Kedatuan Sriwijaya didirikan oleh Dapunta Hyang Sri Jayanasa pada abad ke-7, di tepian Sungai Musi, Palembang, Sumatera Selatan.
Lalu mengapa Sriwijaya disebut kedatuan, bukan kerajaan?
Baca juga: Keistimewaan Kerajaan Sriwijaya
Sriwijaya dikenal sebagai salah satu kerajaan maritim terbesar yang pernah ada di Indonesia.
Adapun sejarah tentang pendirian Kedatuan Sriwijaya diketahui dari Prasasti Kedukan Bukit yang berumur 605 Saka atau 683 Masehi.
Prasasti Kedukan Bukit diketahui sebagai prasasti tertua yang ditulis dalam bahasa Melayu kuno.
Dalam prasasti tersebut, disebutkan bahwa pendiri Kedatuan Sriwijaya, Dapunta Hyang, berasal dari daerah Minanga Tamwan.
Isi Prasasti Kedukan Bukit menjelaskan bahwa Dapunta Hyang melakukan perjalanan suci dari Minanga Tamwan menuju Jambi dan Palembang.

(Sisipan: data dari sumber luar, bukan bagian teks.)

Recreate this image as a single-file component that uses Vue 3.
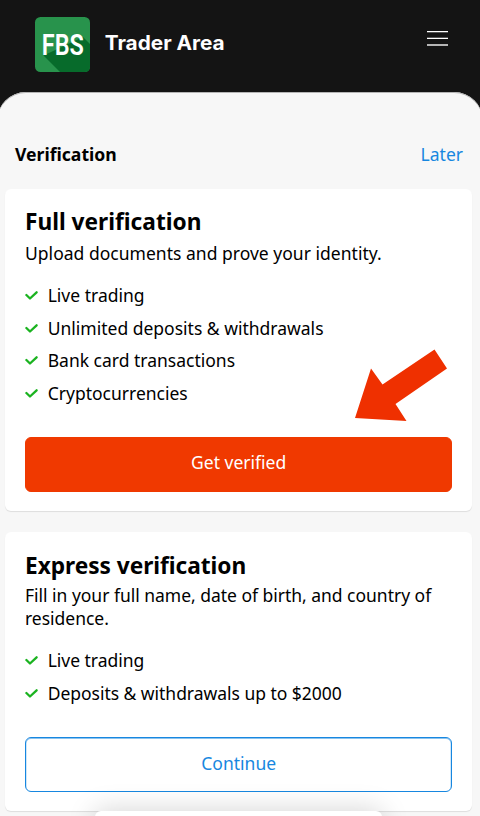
<template>
  <div class="page">
    <header class="header">
      <svg class="logo" viewBox="0 0 55 55">
        <rect width="55" height="55" rx="5.5" fill="#28934c" />
        <path d="M48 20L55 27V49.500Q55 55 49.500 55H25L8.500 38.500Z" fill="#076b2b" />
        <text x="6.800" y="38" textLength="42" lengthAdjust="spacingAndGlyphs">FBS</text>
      </svg>
      <svg class="brand" viewBox="0 0 130 30">
        <text x="-0.300" y="21" textLength="120" lengthAdjust="spacingAndGlyphs">Trader Area</text>
      </svg>
      <div class="menu">
        <span></span>
        <span></span>
        <span></span>
      </div>
    </header>

    <main class="panel">
      <div class="top-row">
        <h1>Verification</h1>
        <a class="later">Later</a>
      </div>

      <section v-for="card in cards" :key="card.title" class="card" :class="card.type">
        <h2>{{ card.title }}</h2>
        <p class="description">{{ card.description }}</p>
        <ul>
          <li v-for="item in card.items" :key="item">
            <svg class="check" viewBox="0 0 13 10">
              <path d="M1.400 5L5 8.500L11.600 2.300" />
            </svg>
            <span>{{ item }}</span>
          </li>
        </ul>
        <button>{{ card.action }}</button>
      </section>
    </main>

    <svg class="arrow" viewBox="0 0 94 74">
      <path d="M80.500 1.500L93 20.500L41.500 56L52.500 73L1 70L17 20.500L28.500 36.500Z" fill="#ef3000" />
    </svg>
    <div class="bottom-sheet"></div>
  </div>
</template>

<script setup>
const cards = [
  {
    type: 'full',
    title: 'Full verification',
    description: 'Upload documents and prove your identity.',
    items: [
      'Live trading',
      'Unlimited deposits & withdrawals',
      'Bank card transactions',
      'Cryptocurrencies'
    ],
    action: 'Get verified'
  },
  {
    type: 'express',
    title: 'Express verification',
    description: 'Fill in your full name, date of birth, and country of residence.',
    items: ['Live trading', 'Deposits & withdrawals up to $2000'],
    action: 'Continue'
  }
]
</script>

<style>
body {
  margin: 0;
  background: #141414;
}
</style>

<style scoped>
.page {
  position: relative;
  width: 480px;
  height: 816px;
  overflow: hidden;
  background: #141414;
  font-family: "Noto Sans", "Open Sans", sans-serif;
  font-size: 17.5px;
  color: #000;
}

.header {
  display: flex;
  height: 92px;
  box-sizing: border-box;
  padding: 17px 32px 0 35px;
}

.logo {
  width: 55px;
  height: 55px;
  overflow: visible;
}

.logo text {
  fill: #fff;
  font: 600 30px Roboto, sans-serif;
}

.brand {
  width: 130px;
  height: 30px;
  margin: 12px 0 0 15px;
  overflow: visible;
}

.brand text {
  fill: #fff;
  font: 700 20px Inter, sans-serif;
}

.menu {
  display: flex;
  flex-direction: column;
  gap: 6px;
  margin: 14px 0 0 auto;
}

.menu span {
  width: 21px;
  height: 1px;
  background: #fff;
  box-shadow: 0 1px 0 #555;
}

.menu span:nth-child(2) {
  box-shadow: 0 -1px 0 #555;
}

.menu span:nth-child(3) {
  margin-top: -1px;
  background: #b5b5b5;
  box-shadow: 0 1px 0 #b5b5b5;
}

.panel {
  height: 724px;
  margin: 0 -3px;
  padding: 0 11px 0 8px;
  box-sizing: border-box;
  border-radius: 29px 29px 0 0;
  background: #f7f7f7;
  box-shadow: inset 0 1px 0 #b5b5b5;
}

.top-row {
  display: flex;
  justify-content: space-between;
  height: 97px;
  box-sizing: border-box;
  padding: 50px 9px 0 10px;
  line-height: 24px;
}

h1 {
  margin: 0;
  font-size: 17.6px;
  font-weight: 700;
}

.later {
  color: #1787e0;
}

.card {
  height: 322px;
  box-sizing: border-box;
  padding: 18px 19px 0 20px;
  margin-bottom: 21px;
  border-radius: 6px;
  background: #fff;
  box-shadow: 0 1px 1px rgba(0, 0, 0, 0.1);
}

.card.express {
  height: 279px;
  padding-top: 19px;
}

h2 {
  margin: 0;
  font-size: 22.7px;
  line-height: 29px;
  font-weight: 700;
}

.express h2 {
  letter-spacing: -0.04px;
}

.description {
  margin: 6px 0 0;
  line-height: 23px;
  letter-spacing: 0.02px;
}

.express .description {
  margin-top: 4px;
  letter-spacing: -0.02px;
}

ul {
  list-style: none;
  margin: 14px 0 0;
  padding: 0;
}

li {
  display: flex;
  align-items: center;
  height: 32.600px;
}

.express li {
  letter-spacing: -0.03px;
}

.check {
  width: 13px;
  height: 10px;
  margin-right: 9.700px;
}

.check path {
  fill: none;
  stroke: #1bb320;
  stroke-width: 2.300;
  stroke-linecap: round;
  stroke-linejoin: round;
}

button {
  display: block;
  width: 427.4px;
  height: 55px;
  margin: 28px 0 0;
  padding: 0 0 5px;
  border: 1px solid #ef3900;
  border-radius: 6px;
  background: #f03900;
  color: #fff;
  font: inherit;
}

.express button {
  padding-bottom: 3px;
  border-color: #1787e0;
  background: transparent;
  color: #1787e0;
  box-shadow: inset 0 0.5px 0 0.4px rgba(23, 135, 224, 0.5);
}

.arrow {
  position: absolute;
  left: 354px;
  top: 348px;
  width: 94px;
  height: 74px;
}

.bottom-sheet {
  position: absolute;
  left: 95px;
  top: 811px;
  width: 287px;
  height: 30px;
  border-radius: 6px;
  background: #fff;
  box-shadow: 0 0 28px rgba(0, 0, 0, 0.18);
}
</style>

Dalam perjalanan suci siddhayatra itu, Dapunta Hyang membawa 20.000 tentara, 312 orang di kapal, serta 1.312 prajurit yang berjalan kaki.
Keberadaan dan kebesaran Sriwijaya juga tertulis dalam laporan seorang biksu dari China, I-Tsing, yang pernah singgah di kerajaan itu pada tahun 671.

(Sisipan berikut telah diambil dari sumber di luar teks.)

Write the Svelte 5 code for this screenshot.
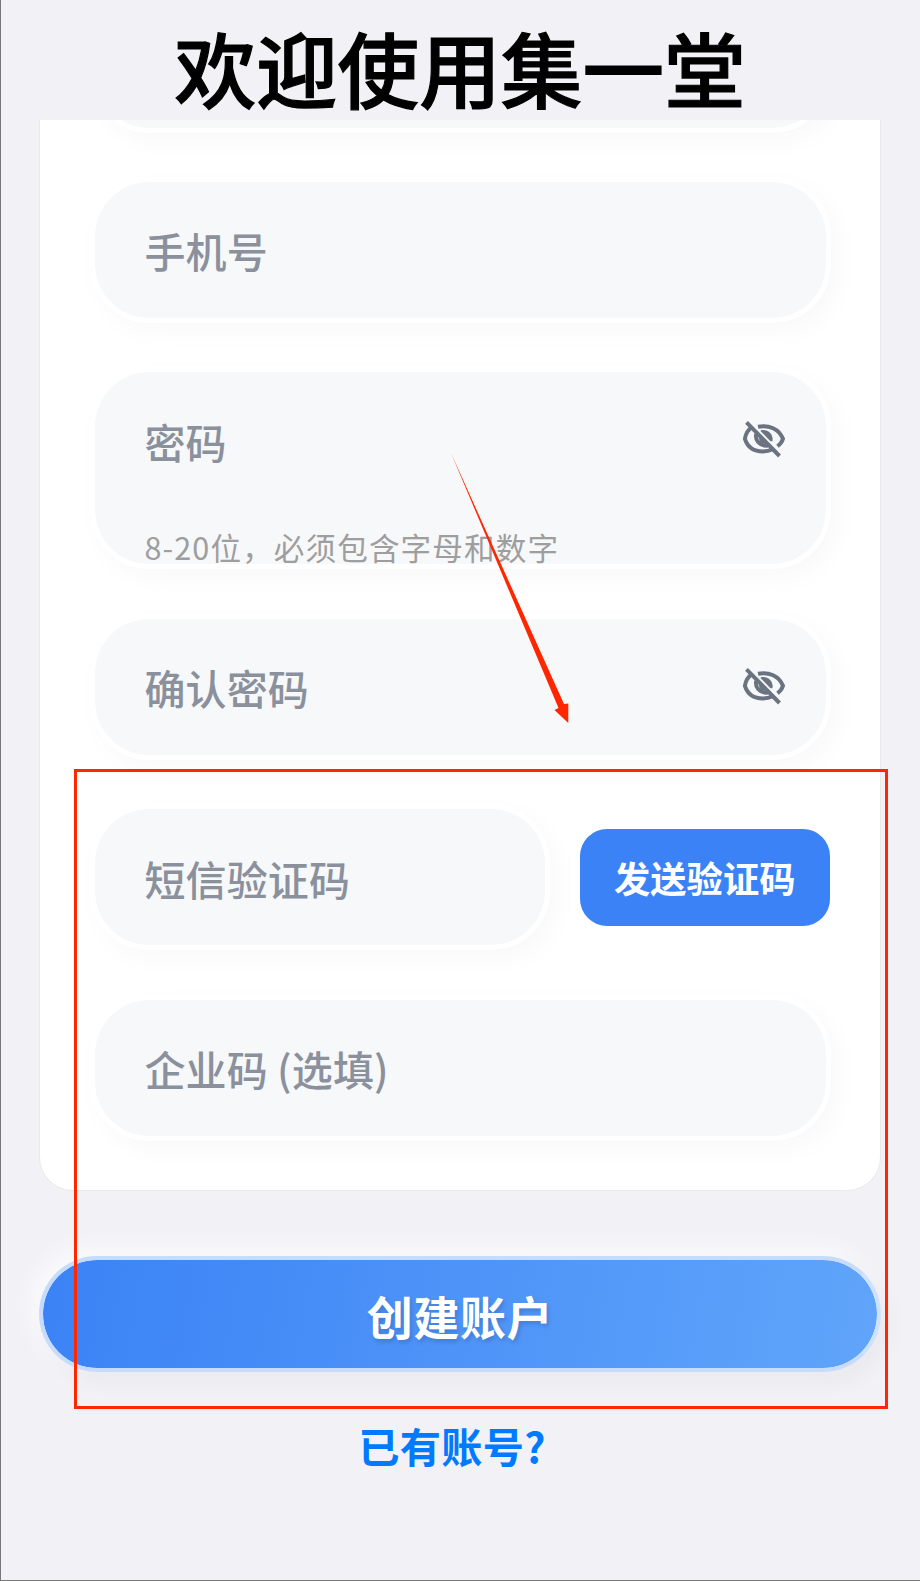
<script>
  const upper = [
    { label: '手机号' },
    { label: '密码', hint: '8-20位，必须包含字母和数字', secret: true },
    { label: '确认密码', secret: true },
  ];
</script>

{#snippet field(item)}
  <div class="field" class:tall={item.hint}>
    <div class="line">
      <span class="placeholder">{item.label}</span>
      {#if item.secret}
        <svg class="eye" viewBox="0 0 60 60" aria-hidden="true">
          <path d="M17 17.2C13.5 19.5 10.8 23 9.9 28.8C12.5 37 19 41.4 28 41.4C31.5 41.4 34.5 40.8 37 39.5" />
          <path d="M23 16.8C34 14.6 44 19 48 28.8C47 32.3 45 34.3 42.5 36.3" />
          <path d="M21.2 23.8C20 30 24 36.3 33 35.6" />
          <path class="iris" d="M26 20.3C33 19 38.5 24 37.5 31.3H35.5L25.5 21Z" />
          <path class="core" d="M25.5 28C25.5 31 27.5 32.5 30 32.2" />
          <path d="M11.5 12.3L44.5 46" />
        </svg>
      {/if}
    </div>
    {#if item.hint}<div class="hint">{item.hint}</div>{/if}
  </div>
{/snippet}

<main>
  <h1>欢迎使用集一堂</h1>
  <div class="viewport">
    <section class="card">
      <div class="field"></div>
      {#each upper as item}
        {@render field(item)}
      {/each}
      <div class="code-row">
        {@render field({ label: '短信验证码' })}
        <button class="send">发送验证码</button>
      </div>
      {@render field({ label: '企业码 (选填)' })}
    </section>
  </div>
  <button class="create"><span>创建账户</span></button>
  <a class="login">已有账号?</a>

  <svg class="marks" viewBox="0 0 920 1581" aria-hidden="true">
    <rect x="75.5" y="770.5" width="811" height="637" fill="none" stroke="#ff2600" stroke-width="3" />
    <path d="M451 453L564 704L568.3 703.5L568.3 723L554.5 710L558.5 708Z" fill="#ff2600" />
  </svg>
</main>

<style>
  :global(body) {
    background: #f2f1f6;
  }
  main {
    position: relative;
    box-sizing: border-box;
    width: 920px;
    height: 1581px;
    overflow: hidden;
    display: flex;
    flex-direction: column;
    background: #f2f1f6;
    border-left: 1px solid #777;
    border-bottom: 1px solid #777;
    font-family: 'Noto Sans CJK SC', sans-serif;
  }
  h1 {
    margin: 0;
    height: 120px;
    flex: none;
    padding-right: 1px;
    text-align: center;
    font-size: 81.6px;
    line-height: 134px;
    font-weight: 500;
    color: #000;
    -webkit-text-stroke: 1.2px #000;
  }
  .viewport {
    height: 1088px;
    flex: none;
    overflow: hidden;
    display: flex;
    flex-direction: column;
    justify-content: flex-start;
  }
  .card {
    box-sizing: border-box;
    width: 842px;
    height: 1170.5px;
    flex: none;
    margin: -100px 0 0 38px;
    padding: 0 49.5px 49px 49.5px;
    display: flex;
    flex-direction: column;
    justify-content: flex-end;
    gap: 44.4px;
    background: #fff;
    border: 1.5px solid #e9e9ec;
    border-radius: 34px;
  }
  .field {
    box-sizing: border-box;
    height: 146px;
    flex: none;
    border: 5px solid #fff;
    border-radius: 59px;
    background: #f7f8fa;
    background-clip: padding-box;
    box-shadow: 8px 9px 26px rgba(0, 0, 0, 0.026);
    padding-left: 50px;
  }
  .tall {
    height: 202px;
  }
  .line {
    height: 136px;
    display: flex;
    align-items: center;
    justify-content: space-between;
  }
  .placeholder {
    font-size: 41px;
    letter-spacing: 0.1px;
    line-height: 60px;
    font-weight: 500;
    color: #8a909c;
    padding-top: 1px;
    white-space: pre;
  }
  .eye {
    width: 60px;
    height: 60px;
    flex: none;
    margin-right: 31px;
    fill: none;
    stroke: #6b7280;
    stroke-width: 4;
  }
  .eye .iris {
    fill: #6b7280;
    stroke: none;
  }
  .eye .core {
    stroke-width: 3;
  }
  .hint {
    margin-top: 16.5px;
    height: 44px;
    line-height: 44px;
    font-size: 30.6px;
    letter-spacing: 1.1px;
    color: #9e9e9e;
    white-space: nowrap;
  }
  .code-row {
    display: flex;
    align-items: center;
  }
  .code-row :global(.field) {
    width: 460.5px;
  }
  button {
    font-family: inherit;
    border: 0;
    padding: 0;
    color: #fff;
  }
  .send {
    width: 250.5px;
    height: 97px;
    margin-left: 29.5px;
    flex: none;
    border-radius: 27px;
    background: #3b82f6;
    font-size: 36.3px;
    line-height: 96px;
    font-weight: 700;
  }
  .create {
    box-sizing: border-box;
    width: 842px;
    height: 115.5px;
    flex: none;
    margin: 48.4px 0 0 38px;
    border: 4.5px solid #c7dcfd;
    border-right-color: #cfe2fd;
    border-radius: 58px;
    background: linear-gradient(100deg, #3b82f6, #60a5fa) padding-box;
    box-shadow: 8px 10px 22px rgba(0, 0, 0, 0.04), -8px -8px 26px rgba(255, 255, 255, 0.7);
    font-size: 46px;
    letter-spacing: 0.6px;
    font-weight: 700;
    text-shadow: 2px 3px 4px rgba(0, 0, 0, 0.15);
  }
  .create span {
    position: relative;
    top: 1px;
  }
  .login {
    align-self: center;
    margin: 43px 17px 0 0;
    font-size: 41.2px;
    letter-spacing: 0.3px;
    line-height: 60px;
    font-weight: 700;
    color: #007aff;
  }
  .marks {
    position: absolute;
    left: -1px;
    top: 0;
    width: 920px;
    height: 1581px;
    pointer-events: none;
  }
</style>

I-Tsing singgah di Kerajaan Sriwijaya dalam perjalanannya dari China menuju India untuk mempelajari agama Buddha.
Ia mengisahkan bahwa Sriwijaya adalah sebuah kerajaan besar yang menguasai Selat Malaka dan Selat Sunda.
Beberapa ahli sejarah menilai, Sriwijaya lebih tepat disebut sebagai kedatuan, bukan kerajaan, karena negara itu menerapkan sistem monarki kedatuan.
Sriwijaya dilaporkan dipimpin oleh seorang penguasa yang diberi gelar datu.
Adapun datu adalah sebutan seorang pemimin (raja atau ratu) dalam bahasa Melayu, dengan gelar tertingginya adalah Datu Maharaja.